• WHAT TO DO:
Only the lines holding the string "components" are needed. Copy each one.

• DATA PROVIDED:
....................

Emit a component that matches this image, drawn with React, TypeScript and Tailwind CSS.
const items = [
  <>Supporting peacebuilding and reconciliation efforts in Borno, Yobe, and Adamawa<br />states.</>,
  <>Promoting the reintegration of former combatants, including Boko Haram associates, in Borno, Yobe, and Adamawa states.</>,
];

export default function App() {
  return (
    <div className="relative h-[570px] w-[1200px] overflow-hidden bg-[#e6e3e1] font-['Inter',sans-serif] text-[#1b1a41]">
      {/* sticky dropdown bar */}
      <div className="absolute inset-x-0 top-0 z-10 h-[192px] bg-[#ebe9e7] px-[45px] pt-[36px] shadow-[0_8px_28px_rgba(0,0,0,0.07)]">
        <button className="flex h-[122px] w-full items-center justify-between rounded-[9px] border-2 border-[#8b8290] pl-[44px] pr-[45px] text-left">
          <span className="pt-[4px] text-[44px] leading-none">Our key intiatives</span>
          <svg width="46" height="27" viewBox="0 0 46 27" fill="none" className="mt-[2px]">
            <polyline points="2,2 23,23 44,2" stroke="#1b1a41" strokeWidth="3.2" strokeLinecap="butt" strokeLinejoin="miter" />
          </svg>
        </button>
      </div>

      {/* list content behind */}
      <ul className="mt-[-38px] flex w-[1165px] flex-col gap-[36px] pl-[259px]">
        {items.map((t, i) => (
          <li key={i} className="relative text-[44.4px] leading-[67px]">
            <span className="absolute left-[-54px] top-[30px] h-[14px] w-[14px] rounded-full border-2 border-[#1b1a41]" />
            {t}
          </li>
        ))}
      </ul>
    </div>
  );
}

....................

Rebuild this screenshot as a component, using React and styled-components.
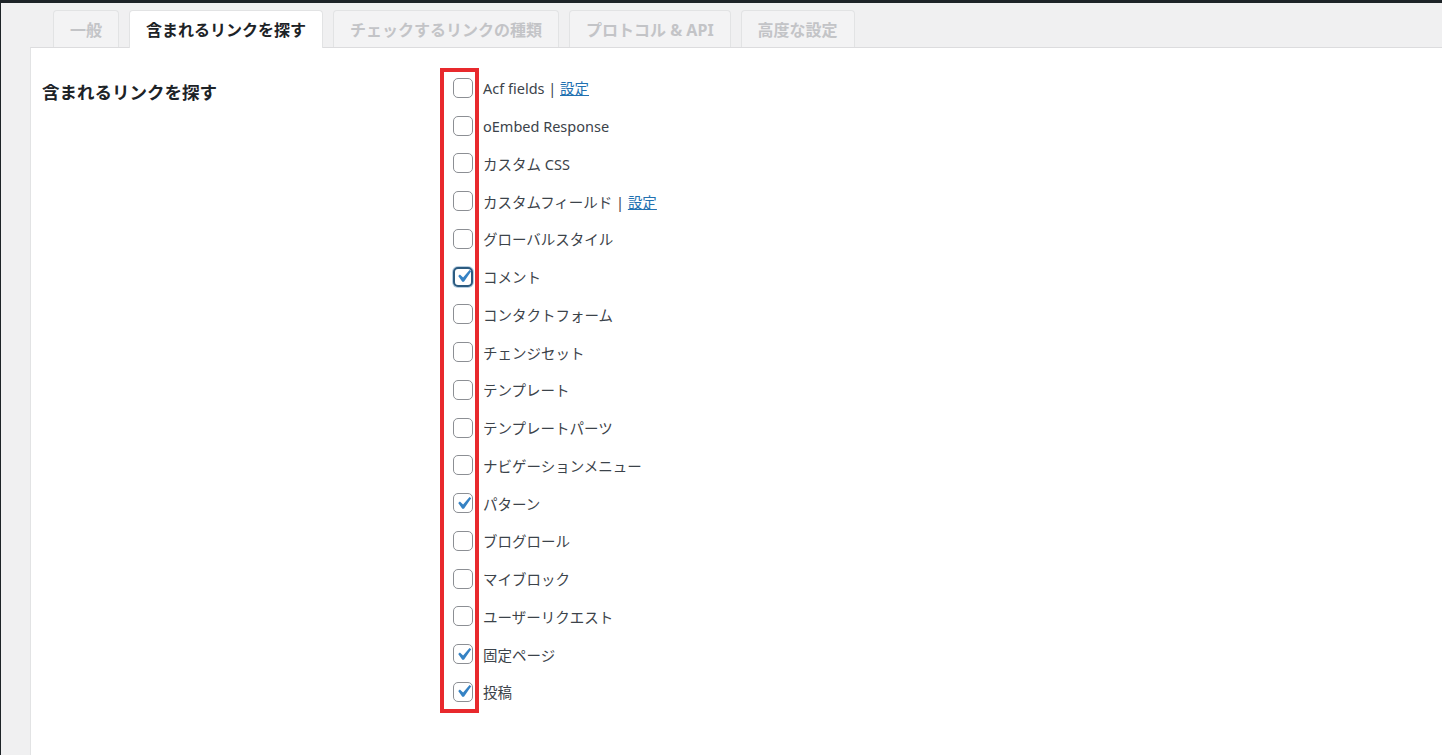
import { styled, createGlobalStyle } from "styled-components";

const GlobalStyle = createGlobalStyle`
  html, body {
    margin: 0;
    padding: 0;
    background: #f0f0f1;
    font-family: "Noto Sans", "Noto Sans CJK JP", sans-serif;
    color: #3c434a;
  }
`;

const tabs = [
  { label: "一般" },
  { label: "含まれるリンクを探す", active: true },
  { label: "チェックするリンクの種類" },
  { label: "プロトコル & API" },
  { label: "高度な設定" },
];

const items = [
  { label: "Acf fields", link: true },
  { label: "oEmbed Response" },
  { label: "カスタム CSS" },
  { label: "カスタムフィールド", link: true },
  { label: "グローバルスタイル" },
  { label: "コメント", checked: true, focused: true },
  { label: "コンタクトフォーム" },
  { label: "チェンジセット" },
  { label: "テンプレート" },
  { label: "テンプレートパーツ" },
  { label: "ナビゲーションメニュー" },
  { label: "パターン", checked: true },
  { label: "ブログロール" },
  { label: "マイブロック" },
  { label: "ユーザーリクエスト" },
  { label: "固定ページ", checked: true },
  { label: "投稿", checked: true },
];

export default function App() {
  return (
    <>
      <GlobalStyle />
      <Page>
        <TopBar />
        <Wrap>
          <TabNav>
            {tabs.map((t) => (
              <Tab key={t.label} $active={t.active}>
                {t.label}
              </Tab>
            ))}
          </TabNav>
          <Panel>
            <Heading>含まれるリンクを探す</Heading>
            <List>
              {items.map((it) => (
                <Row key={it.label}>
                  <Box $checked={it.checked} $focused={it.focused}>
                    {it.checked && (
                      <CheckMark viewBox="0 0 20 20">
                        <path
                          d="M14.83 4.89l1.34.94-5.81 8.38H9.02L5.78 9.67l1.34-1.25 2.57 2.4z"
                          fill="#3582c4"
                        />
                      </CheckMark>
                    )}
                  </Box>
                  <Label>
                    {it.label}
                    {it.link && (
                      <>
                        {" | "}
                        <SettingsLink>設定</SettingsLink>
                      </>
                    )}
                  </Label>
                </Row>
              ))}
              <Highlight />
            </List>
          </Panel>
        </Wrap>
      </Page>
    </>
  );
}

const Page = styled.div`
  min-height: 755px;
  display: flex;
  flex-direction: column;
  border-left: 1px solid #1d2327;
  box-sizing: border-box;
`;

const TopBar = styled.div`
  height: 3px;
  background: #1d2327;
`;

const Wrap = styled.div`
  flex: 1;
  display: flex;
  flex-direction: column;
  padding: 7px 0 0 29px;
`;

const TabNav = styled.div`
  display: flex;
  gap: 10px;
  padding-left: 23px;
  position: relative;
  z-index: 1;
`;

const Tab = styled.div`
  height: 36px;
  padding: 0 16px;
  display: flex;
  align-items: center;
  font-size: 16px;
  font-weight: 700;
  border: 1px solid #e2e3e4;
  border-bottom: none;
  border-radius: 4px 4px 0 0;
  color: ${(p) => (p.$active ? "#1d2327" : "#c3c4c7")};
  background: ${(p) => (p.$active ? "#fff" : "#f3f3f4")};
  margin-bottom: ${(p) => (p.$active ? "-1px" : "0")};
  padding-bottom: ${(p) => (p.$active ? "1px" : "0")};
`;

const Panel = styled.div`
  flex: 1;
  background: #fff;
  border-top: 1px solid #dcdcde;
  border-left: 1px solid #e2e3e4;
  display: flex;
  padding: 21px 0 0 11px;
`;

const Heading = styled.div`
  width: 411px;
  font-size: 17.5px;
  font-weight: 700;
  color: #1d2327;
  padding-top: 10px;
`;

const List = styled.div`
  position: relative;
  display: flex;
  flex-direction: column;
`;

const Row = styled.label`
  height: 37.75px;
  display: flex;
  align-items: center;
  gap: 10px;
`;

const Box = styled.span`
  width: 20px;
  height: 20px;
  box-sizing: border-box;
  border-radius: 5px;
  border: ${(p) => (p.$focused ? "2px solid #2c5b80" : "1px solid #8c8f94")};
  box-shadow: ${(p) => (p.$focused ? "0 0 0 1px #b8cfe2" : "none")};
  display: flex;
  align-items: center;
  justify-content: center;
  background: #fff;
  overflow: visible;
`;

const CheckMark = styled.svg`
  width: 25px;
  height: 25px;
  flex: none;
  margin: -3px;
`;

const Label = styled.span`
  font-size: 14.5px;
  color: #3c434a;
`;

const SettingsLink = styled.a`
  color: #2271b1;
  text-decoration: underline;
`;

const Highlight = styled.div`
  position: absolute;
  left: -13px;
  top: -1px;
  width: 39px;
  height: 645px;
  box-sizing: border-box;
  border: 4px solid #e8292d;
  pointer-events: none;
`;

....................

• FULL ANSWER:
Rebuild this screenshot as a component, using React and styled-components.
import { styled, createGlobalStyle } from "styled-components";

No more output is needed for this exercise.